For the week of July 27, 2020.
On July 28, 1924, Brother Marie-Victorin and his colleague Rolland-Germain identified the Mingan thistle, a plant that is today a symbol of the Mingan Archipelago National Park Reserve, which is part of the Nitassinan territory. According to Brother Marie Victorin, it was the “most spectacular scientific finding of our explorations in the Anticosti Minganie region.”
Brother Marie-Victorin was born Conrad Kirouac in 1885 in Kingsey Falls, Quebec. He studied at the Québec City commercial school and later at Mont-de-la-Salle, a novitiate of the Brothers of the Christian Schools in Montréal, where he was given the name Brother Marie Victorin in 1901. After two years at the novitiate, he became a teacher at Saint-Jérôme and then at the Longueuil commercial and industrial college. During this time, Brother Marie Victorin developed a genuine passion for botany, which led him to publish scientific articles and La flore du Témiscouata (1916), which details the plants he collected from the region.

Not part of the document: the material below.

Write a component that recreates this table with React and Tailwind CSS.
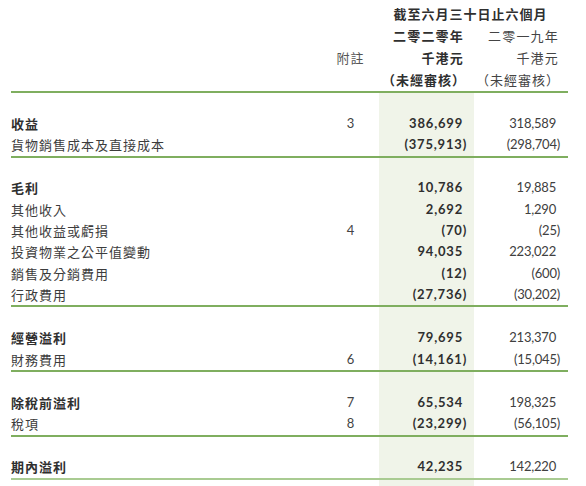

In the hopes of identifying the flora of Quebec, in 1924, he started exploring the Mingan archipelago, part of the Innu traditional territory, which had been largely unvisited by Western botanists. Aboard Virginia, and with the help of Brother Rolland-Germain, Brother Marie Victorin completed the first of what would be many trips to the Anticosti-Minganie area. Their first few days in the region proved successful. The two botanists identified several species of interesting plants and identified rock formations that are specific to the Minganie area: limestone monoliths that bore witness to water and wind erosion.
While he was collecting plants on Île Quin (Île du Fantôme, according to current toponymy), Brother Marie Victorin identified a thistle unknown to Quebec botanists at the time, which he named the Mingan thistle, or Cirsium minganense. He was confident that this was a new species for science, only later learning from his research that an almost identical thistle can be found thousands of kilometres away in the Rocky Mountains. The scientific data collected by Brother Marie-Victorin remains important, not only for Canadian botany, but also for the Mingan archipelago. It reflects the unique characteristic of the flora in the region’s limestone islands.
Brother Marie-Victorin is a designated national historic person. The Historic Sites and Monuments Board of Canada (HSMBC) advises the Government of Canada on the commemoration of National Historic Persons—individuals who have made unique and enduring contributions to the history of Canada.